Let’s talk about money fights in marriage.
We’ve already established that:
If you’re married and you have money fights, congratulations – you’re normal…
… and so this looks like a good place to step back and understand why money fights between a couple is normal and almost guaranteed.
That way, we can confidently handle those fights with the knowledge that your marriage is not an outlier, and definitely not worse than every other marriage out there;
Also, understanding that money fights are normal and nothing strange…
… will nudge us in the right direction to start looking for ways to reduce those money fights in our marriage.
Because, from personal experience, I can tell you this: some of the most tense arguments I’ve had with my wife has been around money and how best to spend it.
Right now, we’re in the second section of Page 28 – Page 29, under the title ‘Men, Women, and Money (Overgeneralizing)’, in Chapter 2 of Dave Ramsey’s Complete Guide to Money.
And here’s my lesson for the day:
Men and women approach money in very different ways.

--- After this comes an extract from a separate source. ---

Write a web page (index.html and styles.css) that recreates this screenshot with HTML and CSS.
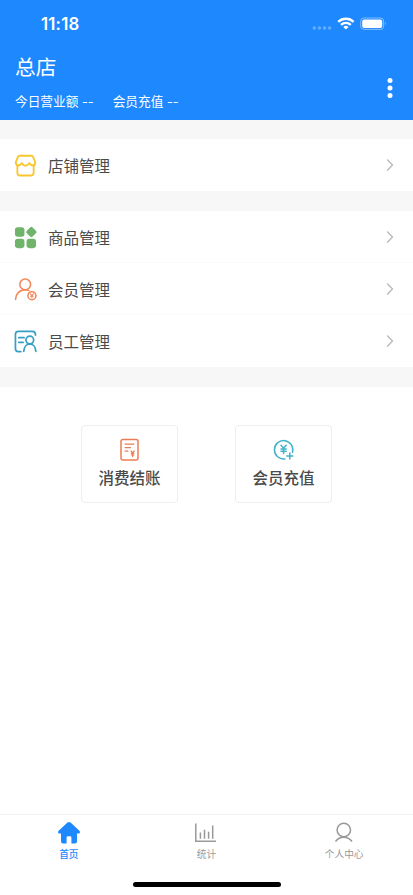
FILE: index.html
```html
<!DOCTYPE html>
<html lang="zh-CN">
<head>
<meta charset="utf-8">
<meta name="viewport" content="width=device-width, initial-scale=1">
<title>总店</title>
<link rel="stylesheet" href="styles.css">
</head>
<body>
<div class="app">
  <header class="header">
    <div class="status">
      <span class="time">11:18</span>
      <svg class="status-icons" width="76" height="16" viewBox="0 0 76 16">
        <g fill="#fff" opacity=".3"><circle cx="3.3" cy="12" r="1.8"/><circle cx="8.4" cy="12" r="1.8"/><circle cx="13.5" cy="12" r="1.8"/><circle cx="18.6" cy="12" r="1.8"/></g>
        <g fill="none" stroke="#fff" stroke-width="2.3"><path d="M27.2 5.800a11.200 11.200 0 0 1 15.400 0M30 8.800a7.200 7.200 0 0 1 9.800 0"/></g>
        <path d="M34.900 13.600l-2.600-2.700a3.800 3.800 0 0 1 5.200 0z" fill="#fff"/>
        <rect x="49.700" y="2" width="23" height="11.400" rx="3.200" fill="none" stroke="#fff" opacity=".45"/>
        <rect x="51.200" y="3.500" width="20" height="8.400" rx="2" fill="#fff"/>
        <path d="M74 5.800q1.600 1.900 0 3.800z" fill="#fff" opacity=".5"/>
      </svg>
    </div>
    <div class="shop">
      <div>
        <h1>总店</h1>
        <div class="stats"><span>今日营业额 <i>--</i></span><span>会员充值 <i>--</i></span></div>
      </div>
      <svg class="more" width="6" height="22" viewBox="0 0 6 22" fill="#fff"><circle cx="3" cy="3.500" r="2.500"/><circle cx="3" cy="11" r="2.500"/><circle cx="3" cy="18.500" r="2.500"/></svg>
    </div>
  </header>

  <main>
    <section class="group">
      <a class="row">
        <svg class="icon" viewBox="0 0 24 24" fill="none" stroke="#f9c62e" stroke-width="1.900" stroke-linejoin="round" stroke-linecap="round"><path d="M6.200 1.800h11.600q1.600 0 2.200 1.500l2.200 5.500q-.2 2.800-2 3.200-2.600.2-4.300-2.500-1.500 2.700-3.900 2.700T8.300 9.500Q6.600 12.200 4 12 2 11.500 1.800 8.800L4 3.300q.6-1.500 2.200-1.500z"/><path d="M3.500 12v7.500q0 2.900 2.900 2.900h11.200q2.900 0 2.900-2.900V12"/></svg>
        <span class="label">店铺管理</span>
        <svg class="arrow" viewBox="0 0 8 14"><path d="M1.200 1.500L6.500 7l-5.300 5.500"/></svg>
      </a>
    </section>
    <section class="group">
      <a class="row">
        <svg class="icon" viewBox="0 0 24 24" fill="#70b46b"><rect x="1" y="1.300" width="9.900" height="9.900" rx="2.900"/><rect x="1" y="13.200" width="9.900" height="9.900" rx="2.900"/><rect x="13.100" y="13.200" width="9.900" height="9.900" rx="2.900"/><rect x="13.800" y="2" width="8.600" height="8.600" rx="1.900" transform="rotate(45 18.100 6.300)"/></svg>
        <span class="label">商品管理</span>
        <svg class="arrow" viewBox="0 0 8 14"><path d="M1.200 1.500L6.500 7l-5.300 5.500"/></svg>
      </a>
      <a class="row">
        <svg class="icon" viewBox="0 0 24 24" fill="none" stroke="#f58659" stroke-width="1.600" stroke-linecap="round"><circle cx="11.700" cy="6.700" r="5.600"/><path d="M1.600 22.300c.2-5.500 3.900-10 10.100-10 1.600 0 2.800.4 3.800.8"/><circle cx="18.700" cy="18.500" r="4.200"/><path d="M17 16.500l1.700 1.900 1.700-1.900M18.700 18.400v2.400M17.300 19h2.800" stroke-width="1.100"/></svg>
        <span class="label">会员管理</span>
        <svg class="arrow" viewBox="0 0 8 14"><path d="M1.200 1.500L6.500 7l-5.300 5.500"/></svg>
      </a>
      <a class="row">
        <svg class="icon" viewBox="0 0 24 24" fill="none" stroke="#369fc4" stroke-width="1.800" stroke-linecap="round"><path d="M7.200 22.500H4.500q-3 0-3-3V4.500q0-3 3-3h15q2.900 0 2.900 3.800M5 8h5.500M5 13h4.500"/><circle cx="16.500" cy="10.500" r="4"/><path d="M10.200 22.200c.3-4.500 2.800-7.600 6.300-7.600s6 3.100 6.300 7.600"/></svg>
        <span class="label">员工管理</span>
        <svg class="arrow" viewBox="0 0 8 14"><path d="M1.200 1.500L6.500 7l-5.300 5.500"/></svg>
      </a>
    </section>
    <section class="actions">
      <a class="card">
        <svg width="22" height="24" viewBox="0 0 22 24" fill="none" stroke="#ef7b55" stroke-width="1.500" stroke-linecap="round"><rect x="2" y="1.500" width="17" height="20.400" rx="2"/><path d="M6.200 6.200h8.600M6.200 9.700h5.200M6.200 13.200h2.600" stroke-width="1.300"/><path d="M12 13l1.600 1.800 1.600-1.800M13.600 15v3.500M12.300 15.300h2.600M12.300 17h2.600" stroke-width="1.200"/></svg>
        <span>消费结账</span>
      </a>
      <a class="card">
        <svg width="22" height="24" viewBox="0 0 22 24" fill="none" stroke="#42b1c9" stroke-width="1.500" stroke-linecap="round"><path d="M11.900 20.900a9.200 9.200 0 1 1 7.600-6.700"/><path d="M8 7.200l2.600 3 2.600-3M10.600 10.200v5.300M8 10.900h5.200M8 13.200h5.200M16.800 14.900v6M13.800 17.900h6"/></svg>
        <span>会员充值</span>
      </a>
    </section>
  </main>

  <nav class="tabs">
    <a class="tab active">
      <svg width="24" height="24" viewBox="0 0 24 24" fill="#1e88ff"><path d="M10.500 1.600q1.500-1.100 3 0l8.900 8.200q.9.900.5 1.900-.3.700-1.200.7H20v8.100q0 2-2 2h-3.600v-6q0-1.200-1.200-1.200h-2.400q-1.200 0-1.200 1.200v6H6q-2 0-2-2v-8.100H2.300q-.9 0-1.200-.7-.4-1 .5-1.900z"/></svg>
      <span>首页</span>
    </a>
    <a class="tab">
      <svg width="24" height="24" viewBox="0 0 24 24" fill="none" stroke="#999" stroke-width="1.500"><path d="M1.800 2.500v17.700H22M6.400 11.500v6.200M10.500 8.700v9M14.600 10.700v7M18.700 4.500v13.200"/></svg>
      <span>统计</span>
    </a>
    <a class="tab">
      <svg width="24" height="24" viewBox="0 0 24 24" fill="none" stroke="#999" stroke-width="1.500"><circle cx="11.800" cy="9" r="6.700"/><path d="M3.500 20.500q3.200-4.200 8.300-4.200t8.200 4.200"/></svg>
      <span>个人中心</span>
    </a>
  </nav>
  <div class="home-bar"></div>
</div>
</body>
</html>
```
FILE: styles.css
```css
* { box-sizing: border-box; }
body {
  margin: 0;
  background: #fff;
  color: #4a4a4a;
  font-family: "Liberation Sans", "Noto Sans CJK SC", sans-serif;
}
.app { height: 895px; display: flex; flex-direction: column; overflow: hidden; }
.header { height: 120px; background: #1e88ff; color: #fff; }
.status {
  height: 48px;
  padding: 0 26px 0 41px;
  display: flex;
  align-items: center;
  justify-content: space-between;
}
.time { font: 600 16.800px/20px Inter, sans-serif; letter-spacing: .2px; }
.shop {
  padding: 5px 20px 0 15px;
  display: flex;
  justify-content: space-between;
}
h1 { margin: 0; font-size: 20.700px; line-height: 30px; font-weight: 400; }
.stats { display: flex; gap: 19px; margin-top: 10px; font-size: 12.700px; line-height: 18px; }
.stats i { font-family: Inter, sans-serif; font-style: normal; }
.more { margin-top: 24px; }
.group { border-top: 20px solid #f7f7f7; }
main { flex: 1; }
.group:first-child { border-top-width: 19px; }
.row { height: 52px; padding: 0 19px 0 14px; display: flex; align-items: center; }
.row + .row { box-shadow: 0 -1px #fafafa; }
.icon { width: 23px; height: 23px; }
.label { flex: 1; margin: 3px 0 0 11px; font-size: 15.500px; line-height: 24px; }
.arrow { width: 8px; height: 14px; fill: none; stroke: #b8b8b8; stroke-width: 1.300; }
.actions {
  border-top: 20px solid #f7f7f7;
  padding: 38px 81px 0;
  display: flex;
  justify-content: space-between;
}
.card {
  width: 97px;
  height: 78px;
  padding-top: 12px;
  border: 1.500px solid #eee;
  border-radius: 4px;
  display: flex;
  flex-direction: column;
  align-items: center;
  font-size: 15.500px;
  line-height: 24px;
  font-weight: 500;
}
.card span { margin-top: 5px; }
.tabs {
  height: 68px;
  border-top: 1px solid #f3f3f3;
  display: grid;
  grid-template-columns: repeat(3, 1fr);
}
.tab {
  padding-top: 6px;
  display: flex;
  flex-direction: column;
  align-items: center;
  color: #999;
  font-size: 9.700px;
  line-height: 14px;
}
.tab span { margin-top: 3px; }
.active { color: #1e88ff; font-weight: 500; }
.home-bar { width: 148px; height: 5px; margin: 0 auto 8px; border-radius: 3px; background: #000; }
```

Certainly, statements like this aren’t blanket statements, and do doesn’t mean that every single marriage out there has the man and woman behaving differently.

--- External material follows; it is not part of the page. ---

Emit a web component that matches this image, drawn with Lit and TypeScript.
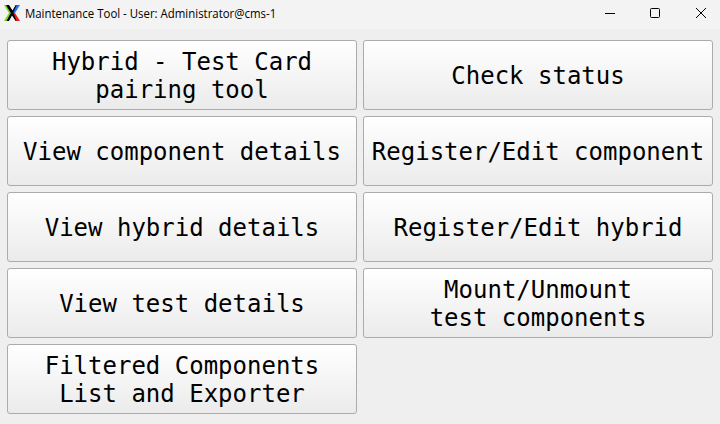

It simply means that there are certain patterns about how men and women behave, that have been proven time and again.
In fact, according to Dave, after working with so many married couples over the years, here’s the one thing he’s learned:
“Men and women approach money in very different ways.”
And these key differences in the way men and women approach money show up as each partner agree (or not agree) on how to manage the family finances.

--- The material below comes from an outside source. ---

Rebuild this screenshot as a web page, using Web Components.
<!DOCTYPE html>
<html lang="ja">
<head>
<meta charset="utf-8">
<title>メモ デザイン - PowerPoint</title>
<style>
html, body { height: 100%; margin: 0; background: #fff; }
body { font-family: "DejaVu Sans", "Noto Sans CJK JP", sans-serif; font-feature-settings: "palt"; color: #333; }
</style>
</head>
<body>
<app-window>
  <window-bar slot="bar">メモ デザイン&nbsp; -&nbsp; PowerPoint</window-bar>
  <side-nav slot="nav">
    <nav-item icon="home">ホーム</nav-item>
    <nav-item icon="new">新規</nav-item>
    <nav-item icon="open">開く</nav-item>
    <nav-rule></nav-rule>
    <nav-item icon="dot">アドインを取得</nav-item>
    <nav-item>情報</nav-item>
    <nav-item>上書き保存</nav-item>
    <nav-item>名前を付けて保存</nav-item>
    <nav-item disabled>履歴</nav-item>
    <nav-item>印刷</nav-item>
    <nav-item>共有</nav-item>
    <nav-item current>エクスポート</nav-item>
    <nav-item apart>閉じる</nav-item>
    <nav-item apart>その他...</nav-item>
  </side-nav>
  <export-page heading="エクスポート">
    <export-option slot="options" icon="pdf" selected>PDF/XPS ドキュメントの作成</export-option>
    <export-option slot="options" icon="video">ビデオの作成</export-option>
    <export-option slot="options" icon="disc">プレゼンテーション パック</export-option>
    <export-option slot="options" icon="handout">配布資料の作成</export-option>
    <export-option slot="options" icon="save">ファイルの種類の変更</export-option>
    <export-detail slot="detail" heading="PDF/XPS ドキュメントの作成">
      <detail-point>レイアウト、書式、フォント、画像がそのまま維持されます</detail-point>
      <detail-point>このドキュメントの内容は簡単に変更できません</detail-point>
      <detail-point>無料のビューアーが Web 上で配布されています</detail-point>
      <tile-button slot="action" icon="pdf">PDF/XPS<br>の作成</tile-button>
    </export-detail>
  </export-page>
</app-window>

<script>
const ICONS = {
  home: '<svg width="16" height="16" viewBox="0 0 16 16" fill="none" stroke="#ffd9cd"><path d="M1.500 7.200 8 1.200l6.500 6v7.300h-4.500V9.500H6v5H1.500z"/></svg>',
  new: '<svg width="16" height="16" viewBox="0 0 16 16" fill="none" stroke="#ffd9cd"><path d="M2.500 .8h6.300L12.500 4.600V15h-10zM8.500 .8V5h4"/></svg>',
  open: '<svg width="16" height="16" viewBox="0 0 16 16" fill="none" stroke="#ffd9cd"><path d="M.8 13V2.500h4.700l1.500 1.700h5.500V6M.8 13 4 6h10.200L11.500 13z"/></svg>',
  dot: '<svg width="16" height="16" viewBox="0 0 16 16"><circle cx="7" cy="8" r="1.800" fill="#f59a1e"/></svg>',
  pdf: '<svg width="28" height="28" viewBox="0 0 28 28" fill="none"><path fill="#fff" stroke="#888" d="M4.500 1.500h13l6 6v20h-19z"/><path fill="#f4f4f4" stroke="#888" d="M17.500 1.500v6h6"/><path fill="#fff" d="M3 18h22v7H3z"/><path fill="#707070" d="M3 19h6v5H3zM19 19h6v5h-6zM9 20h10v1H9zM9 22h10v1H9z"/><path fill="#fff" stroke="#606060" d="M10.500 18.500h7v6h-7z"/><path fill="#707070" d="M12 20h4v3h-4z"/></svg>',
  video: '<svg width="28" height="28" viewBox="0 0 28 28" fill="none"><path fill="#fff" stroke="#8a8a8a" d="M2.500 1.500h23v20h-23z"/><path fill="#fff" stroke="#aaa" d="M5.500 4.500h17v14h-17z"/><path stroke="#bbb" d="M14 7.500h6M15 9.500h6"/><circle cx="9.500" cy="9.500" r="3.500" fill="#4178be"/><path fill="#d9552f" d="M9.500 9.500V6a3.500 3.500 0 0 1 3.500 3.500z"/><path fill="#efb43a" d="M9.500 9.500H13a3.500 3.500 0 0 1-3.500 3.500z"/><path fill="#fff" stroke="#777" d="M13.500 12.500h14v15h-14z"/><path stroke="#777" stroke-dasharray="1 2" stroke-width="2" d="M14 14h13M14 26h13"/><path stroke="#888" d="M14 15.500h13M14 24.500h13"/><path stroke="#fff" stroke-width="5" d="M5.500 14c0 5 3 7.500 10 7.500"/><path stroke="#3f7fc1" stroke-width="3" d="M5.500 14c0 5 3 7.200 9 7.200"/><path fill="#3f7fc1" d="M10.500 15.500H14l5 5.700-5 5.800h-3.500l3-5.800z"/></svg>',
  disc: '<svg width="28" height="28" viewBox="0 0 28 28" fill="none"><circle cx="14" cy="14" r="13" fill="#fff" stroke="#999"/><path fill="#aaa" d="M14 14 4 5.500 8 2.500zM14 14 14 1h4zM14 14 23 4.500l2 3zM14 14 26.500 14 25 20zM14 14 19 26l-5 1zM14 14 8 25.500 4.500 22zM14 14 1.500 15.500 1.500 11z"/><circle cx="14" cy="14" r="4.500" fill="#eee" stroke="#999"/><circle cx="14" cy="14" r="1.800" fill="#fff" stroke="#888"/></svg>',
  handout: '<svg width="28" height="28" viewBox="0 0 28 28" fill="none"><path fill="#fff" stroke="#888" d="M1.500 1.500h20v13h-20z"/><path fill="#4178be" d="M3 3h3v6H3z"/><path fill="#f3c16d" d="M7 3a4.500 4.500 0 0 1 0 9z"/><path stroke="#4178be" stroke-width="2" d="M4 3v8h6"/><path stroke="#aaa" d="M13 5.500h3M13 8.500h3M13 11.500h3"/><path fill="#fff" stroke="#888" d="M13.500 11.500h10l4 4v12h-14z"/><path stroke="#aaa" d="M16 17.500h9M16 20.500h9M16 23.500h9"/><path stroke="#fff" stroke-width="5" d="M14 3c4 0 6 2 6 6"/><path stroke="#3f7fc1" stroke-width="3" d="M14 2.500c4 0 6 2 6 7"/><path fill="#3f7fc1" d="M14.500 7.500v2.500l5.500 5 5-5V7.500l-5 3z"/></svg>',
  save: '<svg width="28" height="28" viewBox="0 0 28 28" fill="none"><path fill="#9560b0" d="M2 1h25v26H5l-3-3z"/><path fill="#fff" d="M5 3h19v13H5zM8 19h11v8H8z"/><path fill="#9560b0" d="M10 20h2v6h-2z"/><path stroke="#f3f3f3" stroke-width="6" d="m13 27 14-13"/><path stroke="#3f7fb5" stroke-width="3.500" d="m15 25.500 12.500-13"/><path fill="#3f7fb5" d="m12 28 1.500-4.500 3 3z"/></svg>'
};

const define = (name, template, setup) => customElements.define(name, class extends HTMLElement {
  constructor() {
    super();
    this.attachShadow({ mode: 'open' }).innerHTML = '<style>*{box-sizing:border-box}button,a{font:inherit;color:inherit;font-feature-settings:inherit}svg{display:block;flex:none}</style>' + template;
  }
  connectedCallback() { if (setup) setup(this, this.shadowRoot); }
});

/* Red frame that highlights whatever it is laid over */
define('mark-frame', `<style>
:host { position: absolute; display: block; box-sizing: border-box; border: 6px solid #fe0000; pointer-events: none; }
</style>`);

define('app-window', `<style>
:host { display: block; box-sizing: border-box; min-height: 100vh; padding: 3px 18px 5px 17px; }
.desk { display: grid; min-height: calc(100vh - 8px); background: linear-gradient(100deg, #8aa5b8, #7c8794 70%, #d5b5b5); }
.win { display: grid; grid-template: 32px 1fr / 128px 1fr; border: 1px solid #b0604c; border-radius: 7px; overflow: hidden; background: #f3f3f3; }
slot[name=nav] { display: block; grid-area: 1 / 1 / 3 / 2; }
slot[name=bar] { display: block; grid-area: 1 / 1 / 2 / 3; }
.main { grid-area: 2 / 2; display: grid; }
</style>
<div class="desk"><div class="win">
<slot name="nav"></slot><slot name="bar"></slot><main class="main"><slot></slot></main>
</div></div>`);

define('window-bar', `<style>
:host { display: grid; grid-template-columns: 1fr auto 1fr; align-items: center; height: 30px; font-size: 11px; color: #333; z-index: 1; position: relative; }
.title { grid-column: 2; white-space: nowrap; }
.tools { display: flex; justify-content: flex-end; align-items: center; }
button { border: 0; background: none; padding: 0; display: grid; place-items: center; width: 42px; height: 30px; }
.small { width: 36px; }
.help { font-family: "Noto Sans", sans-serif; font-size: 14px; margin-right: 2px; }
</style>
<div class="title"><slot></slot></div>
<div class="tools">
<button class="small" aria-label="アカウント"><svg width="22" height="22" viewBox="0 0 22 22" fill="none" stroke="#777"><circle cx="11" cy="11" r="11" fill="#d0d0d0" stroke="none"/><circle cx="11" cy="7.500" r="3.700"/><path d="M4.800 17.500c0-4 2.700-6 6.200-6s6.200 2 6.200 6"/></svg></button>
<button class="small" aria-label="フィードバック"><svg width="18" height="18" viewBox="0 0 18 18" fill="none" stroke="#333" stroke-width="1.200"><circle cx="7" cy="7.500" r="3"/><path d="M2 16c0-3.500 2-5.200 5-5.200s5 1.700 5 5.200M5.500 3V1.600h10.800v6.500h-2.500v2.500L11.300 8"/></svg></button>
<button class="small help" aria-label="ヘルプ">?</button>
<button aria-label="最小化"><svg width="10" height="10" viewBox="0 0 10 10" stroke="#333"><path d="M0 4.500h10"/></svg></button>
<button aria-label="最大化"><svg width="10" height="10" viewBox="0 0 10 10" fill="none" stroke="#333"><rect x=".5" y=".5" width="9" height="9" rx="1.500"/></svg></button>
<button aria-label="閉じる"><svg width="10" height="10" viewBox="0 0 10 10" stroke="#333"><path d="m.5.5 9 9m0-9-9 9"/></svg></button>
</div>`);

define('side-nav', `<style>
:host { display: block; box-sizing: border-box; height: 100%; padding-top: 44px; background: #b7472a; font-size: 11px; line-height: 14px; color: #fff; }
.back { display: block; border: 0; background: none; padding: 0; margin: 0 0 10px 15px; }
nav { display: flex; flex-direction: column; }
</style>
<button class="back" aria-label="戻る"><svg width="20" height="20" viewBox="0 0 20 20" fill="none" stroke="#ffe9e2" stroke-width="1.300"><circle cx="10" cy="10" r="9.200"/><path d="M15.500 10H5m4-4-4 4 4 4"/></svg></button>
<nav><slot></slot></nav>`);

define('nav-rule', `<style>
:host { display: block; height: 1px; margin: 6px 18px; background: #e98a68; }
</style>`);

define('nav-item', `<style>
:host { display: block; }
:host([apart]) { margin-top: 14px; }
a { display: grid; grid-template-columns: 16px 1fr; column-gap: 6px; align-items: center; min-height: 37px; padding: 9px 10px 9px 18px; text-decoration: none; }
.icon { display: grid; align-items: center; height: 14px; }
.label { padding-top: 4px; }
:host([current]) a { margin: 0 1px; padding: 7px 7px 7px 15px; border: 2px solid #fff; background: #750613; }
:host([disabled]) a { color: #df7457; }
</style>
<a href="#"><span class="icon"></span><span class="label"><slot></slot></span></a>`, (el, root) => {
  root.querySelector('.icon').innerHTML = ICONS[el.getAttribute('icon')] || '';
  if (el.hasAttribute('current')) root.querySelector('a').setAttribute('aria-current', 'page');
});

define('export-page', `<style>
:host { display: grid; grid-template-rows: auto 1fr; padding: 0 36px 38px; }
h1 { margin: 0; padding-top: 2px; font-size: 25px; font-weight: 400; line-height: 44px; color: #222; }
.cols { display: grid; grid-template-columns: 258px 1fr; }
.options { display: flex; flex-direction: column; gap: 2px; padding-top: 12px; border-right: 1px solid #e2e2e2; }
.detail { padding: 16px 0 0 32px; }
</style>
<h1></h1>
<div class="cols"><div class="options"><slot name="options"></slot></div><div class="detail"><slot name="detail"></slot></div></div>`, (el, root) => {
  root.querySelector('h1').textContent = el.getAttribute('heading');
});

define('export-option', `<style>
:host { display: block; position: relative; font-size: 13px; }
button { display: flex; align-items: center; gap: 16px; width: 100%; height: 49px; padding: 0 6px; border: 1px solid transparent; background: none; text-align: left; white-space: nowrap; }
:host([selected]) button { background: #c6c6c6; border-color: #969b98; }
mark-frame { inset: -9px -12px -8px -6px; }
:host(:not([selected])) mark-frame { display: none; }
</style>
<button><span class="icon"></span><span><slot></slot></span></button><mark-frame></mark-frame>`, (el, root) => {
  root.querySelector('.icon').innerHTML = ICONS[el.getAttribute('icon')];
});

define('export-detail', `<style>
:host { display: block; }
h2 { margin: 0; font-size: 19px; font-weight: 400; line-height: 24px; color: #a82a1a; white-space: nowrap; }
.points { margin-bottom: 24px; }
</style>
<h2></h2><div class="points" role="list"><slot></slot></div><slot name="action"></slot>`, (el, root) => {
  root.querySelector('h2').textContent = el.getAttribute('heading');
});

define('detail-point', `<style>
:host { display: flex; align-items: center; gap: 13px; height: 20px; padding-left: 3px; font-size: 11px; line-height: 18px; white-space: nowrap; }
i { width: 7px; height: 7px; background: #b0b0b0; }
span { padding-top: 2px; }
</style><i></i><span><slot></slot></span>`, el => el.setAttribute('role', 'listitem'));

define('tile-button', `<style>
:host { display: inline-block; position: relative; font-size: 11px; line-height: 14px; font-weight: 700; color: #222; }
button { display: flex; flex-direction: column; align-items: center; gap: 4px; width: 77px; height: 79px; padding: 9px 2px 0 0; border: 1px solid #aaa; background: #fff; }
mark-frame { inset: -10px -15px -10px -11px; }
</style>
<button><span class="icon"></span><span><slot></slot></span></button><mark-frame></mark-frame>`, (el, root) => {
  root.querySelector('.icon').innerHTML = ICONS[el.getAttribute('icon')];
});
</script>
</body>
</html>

From Dave’s Complete Guide to Money book, according to family counselor and author of various Christian family book, Gary Smalley…
… there are five major differences he’s observed among males and females drawn from his research and counseling experience of over 30 years.
These five key differences are:
1. Men love to share facts; women love to express feelings
For me, the key word here is the word ‘share.’ Most men might feel the need to relax, rest, or take a break, but they hardly ever share those feelings…
…it’s just innate in most men to discount those feelings as temporary and not significant.
Whereas women enjoy expressing their feelings – my instinct tells me it expressing feelings as a woman makes her feel relieved of the heavy load weighing on her shoulders.
But men tend to believe that you can’t argue with the facts. So, they love to share the facts and logical reasonings from most situations.
For me, I personally believe that feelings are subjective, and will vary depending on who you ask. But, that facts are clear as day and won’t change from person to person; which all sounds good…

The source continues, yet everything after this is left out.